In der Minderheit wären in diesem Falle… ein Mann und drei Frauen.

Update: Mehr dazu hier. Und hier (“The SC’s most important case this year”)

Foto: Paul Swansen, Flickr Creative Commons


7 Comments

  1. Andreas Moser Mon 28 Mar 2011 at 17:45 - Reply

    Dabei sind Frauen (statistisch) selbst daran schuld, daß sie weniger verdienen, weil sie (1) andere Prioritäten im Leben haben und (2) Männer nach deren Einkommen auswählen und Männer so dazu zwingen, immer mehr zu verdienen: http://andreasmoser.wordpress.com/2011/02/19/gender-pay-gap/

  2. Individualist Mon 28 Mar 2011 at 19:27 - Reply

    Zulassung des statistischen “Beweises” wäre ein schwerer Schlag gegen das Recht. Der Mensch ist individueller Rechtsträger und nicht ein nach willkürlichen Kriterien (Geschlecht, Hautfarbe, Herkunft …) bestimmtes Kollektiv.

  3. Jens Tue 29 Mar 2011 at 08:52 - Reply

    “Bei einer Sammelklage liegt die Sache aber anders. Da klagt die einzelne Kassiererin nicht nur für sich selbst, sondern für alle, die das gleiche Recht wie sie geltend machen können und wollen.”

    Eher für alle, die kein Opt-out gemacht haben …
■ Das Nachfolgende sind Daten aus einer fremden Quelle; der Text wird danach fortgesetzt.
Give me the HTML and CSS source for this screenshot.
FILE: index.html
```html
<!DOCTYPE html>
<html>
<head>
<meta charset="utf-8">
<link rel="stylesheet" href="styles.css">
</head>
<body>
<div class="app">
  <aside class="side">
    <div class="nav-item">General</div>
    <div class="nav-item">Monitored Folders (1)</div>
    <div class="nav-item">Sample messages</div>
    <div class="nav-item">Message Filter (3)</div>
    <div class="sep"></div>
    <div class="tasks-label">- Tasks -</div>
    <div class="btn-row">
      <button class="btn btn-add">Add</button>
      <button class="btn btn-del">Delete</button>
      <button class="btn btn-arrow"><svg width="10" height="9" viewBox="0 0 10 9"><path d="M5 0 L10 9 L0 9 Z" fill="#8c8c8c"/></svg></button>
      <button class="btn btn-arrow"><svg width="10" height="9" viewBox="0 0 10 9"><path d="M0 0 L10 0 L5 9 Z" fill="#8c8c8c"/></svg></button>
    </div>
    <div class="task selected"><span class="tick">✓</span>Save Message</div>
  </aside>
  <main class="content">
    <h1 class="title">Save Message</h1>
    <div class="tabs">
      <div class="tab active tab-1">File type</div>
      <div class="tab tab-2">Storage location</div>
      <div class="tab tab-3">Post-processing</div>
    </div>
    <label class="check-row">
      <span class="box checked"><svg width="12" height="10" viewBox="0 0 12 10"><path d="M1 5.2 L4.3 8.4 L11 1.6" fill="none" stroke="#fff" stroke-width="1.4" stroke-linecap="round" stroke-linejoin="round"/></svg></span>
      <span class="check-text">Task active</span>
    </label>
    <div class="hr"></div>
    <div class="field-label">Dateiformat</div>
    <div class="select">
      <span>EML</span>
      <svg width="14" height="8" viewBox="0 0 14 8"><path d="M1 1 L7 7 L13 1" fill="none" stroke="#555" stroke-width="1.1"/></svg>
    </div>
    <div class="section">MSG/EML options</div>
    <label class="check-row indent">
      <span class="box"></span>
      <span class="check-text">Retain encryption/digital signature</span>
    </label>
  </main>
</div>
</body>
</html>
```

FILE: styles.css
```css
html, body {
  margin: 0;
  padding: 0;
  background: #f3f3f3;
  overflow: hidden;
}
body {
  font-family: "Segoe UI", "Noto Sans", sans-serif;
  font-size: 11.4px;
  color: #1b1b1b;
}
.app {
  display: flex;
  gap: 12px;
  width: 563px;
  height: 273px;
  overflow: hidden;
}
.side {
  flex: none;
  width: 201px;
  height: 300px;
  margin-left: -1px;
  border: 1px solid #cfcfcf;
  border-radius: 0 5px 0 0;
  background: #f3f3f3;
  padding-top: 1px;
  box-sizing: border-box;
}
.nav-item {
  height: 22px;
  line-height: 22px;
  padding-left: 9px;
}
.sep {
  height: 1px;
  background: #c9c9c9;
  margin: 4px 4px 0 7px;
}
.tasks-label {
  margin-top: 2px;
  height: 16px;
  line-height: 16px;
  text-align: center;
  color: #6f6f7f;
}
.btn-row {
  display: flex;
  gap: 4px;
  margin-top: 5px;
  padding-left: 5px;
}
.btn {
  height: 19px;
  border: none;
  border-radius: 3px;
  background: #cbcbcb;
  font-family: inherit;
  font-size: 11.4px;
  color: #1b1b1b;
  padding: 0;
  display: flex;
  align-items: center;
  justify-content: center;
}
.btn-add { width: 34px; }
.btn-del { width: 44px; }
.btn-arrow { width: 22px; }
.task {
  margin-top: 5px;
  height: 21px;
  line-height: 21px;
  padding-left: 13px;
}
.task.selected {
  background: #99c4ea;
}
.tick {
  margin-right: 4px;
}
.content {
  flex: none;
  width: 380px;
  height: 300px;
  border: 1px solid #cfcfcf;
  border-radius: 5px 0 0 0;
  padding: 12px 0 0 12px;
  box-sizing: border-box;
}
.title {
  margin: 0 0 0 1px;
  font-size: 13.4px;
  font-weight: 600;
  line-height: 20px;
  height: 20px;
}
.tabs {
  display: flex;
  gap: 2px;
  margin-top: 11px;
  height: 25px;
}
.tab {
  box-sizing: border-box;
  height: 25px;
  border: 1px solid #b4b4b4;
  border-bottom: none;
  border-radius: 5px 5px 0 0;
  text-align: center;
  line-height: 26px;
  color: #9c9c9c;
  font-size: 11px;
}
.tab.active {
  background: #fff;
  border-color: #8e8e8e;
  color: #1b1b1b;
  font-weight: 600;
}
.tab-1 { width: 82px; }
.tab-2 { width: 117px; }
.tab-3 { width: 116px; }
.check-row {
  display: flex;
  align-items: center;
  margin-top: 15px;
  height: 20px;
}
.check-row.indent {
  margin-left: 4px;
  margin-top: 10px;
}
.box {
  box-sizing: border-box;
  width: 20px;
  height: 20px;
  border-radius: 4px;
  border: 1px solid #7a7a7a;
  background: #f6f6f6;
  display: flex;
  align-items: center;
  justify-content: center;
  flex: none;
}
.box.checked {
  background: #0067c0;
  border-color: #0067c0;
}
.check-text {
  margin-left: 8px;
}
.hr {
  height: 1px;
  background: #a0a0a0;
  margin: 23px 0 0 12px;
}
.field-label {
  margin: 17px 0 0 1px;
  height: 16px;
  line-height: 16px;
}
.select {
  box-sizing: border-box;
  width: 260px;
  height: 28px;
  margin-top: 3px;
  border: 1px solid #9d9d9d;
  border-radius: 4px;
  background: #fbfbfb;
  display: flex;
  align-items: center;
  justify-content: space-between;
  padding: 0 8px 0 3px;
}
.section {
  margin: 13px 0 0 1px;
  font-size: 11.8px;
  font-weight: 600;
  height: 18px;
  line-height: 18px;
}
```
  4. kery Tue 29 Mar 2011 at 17:57 - Reply

    Frauen sind weniger wert.

    heißt das-nichts anderes.

    Viele Männer finden das gut-sie haben das Gefühl, es wertet sie auf.

    Unterm Strich verliert bei ungerechtigkeiten woe und wo auch immer- die ganze menschheit.

  5. xRatio Tue 29 Mar 2011 at 23:47 - Reply

    Frauen, Wirtschaft und Politik
    Der Kommissar geht um-Was hat uns eigentlich das Frauenwahlrecht gebracht?
    von André F. Lichtschlag
    http://ef-magazin.de/media/assets/pdf/ef076-screen.pdf#page10

    Der wegen Art. 3 III GG grob verfassungswidrige Weibersozialismus ruiniert inzwischen die ganze westliche Welt.

  6. xRatio Wed 30 Mar 2011 at 00:03 - Reply

    Intellektueller Abgrund in der Quotendiskussion
    von Carlos A. Gebauer
    http://ef-magazin.de/2011/02/23/2870-make-love-not-law–intellektueller-abgrund-in-der-quotendiskussion

    Viel mehr ist zum Thema nicht zu sagen.

    Gebauer Jg. 1964, ist übrigens Rechtsanwalt und regelmäßiger Kolumnist der Zeitschrift eigentümlich frei.

  7. calypso Thu 31 Mar 2011 at 18:06 - Reply

    Was ich nie verstanden habe, ist, warum sich diese Statistiken nie mit meiner eigenen Erfahrung im HR-Bereich mehrerer mittelständischer IT-Firmen decken. Stets waren und sind hier die Unterschiede zwischen den Geschlechtern (mit gleicher Bildung, etwa gleicher Berufserfahrung) weniger groß als innerhalb der Geschlechter.
    Ich würde wirklich gerne mal eine Firma sehen, die einem Mann und einer Frau in der gleichen Position stark unterschiedliche Gehälter zahlen!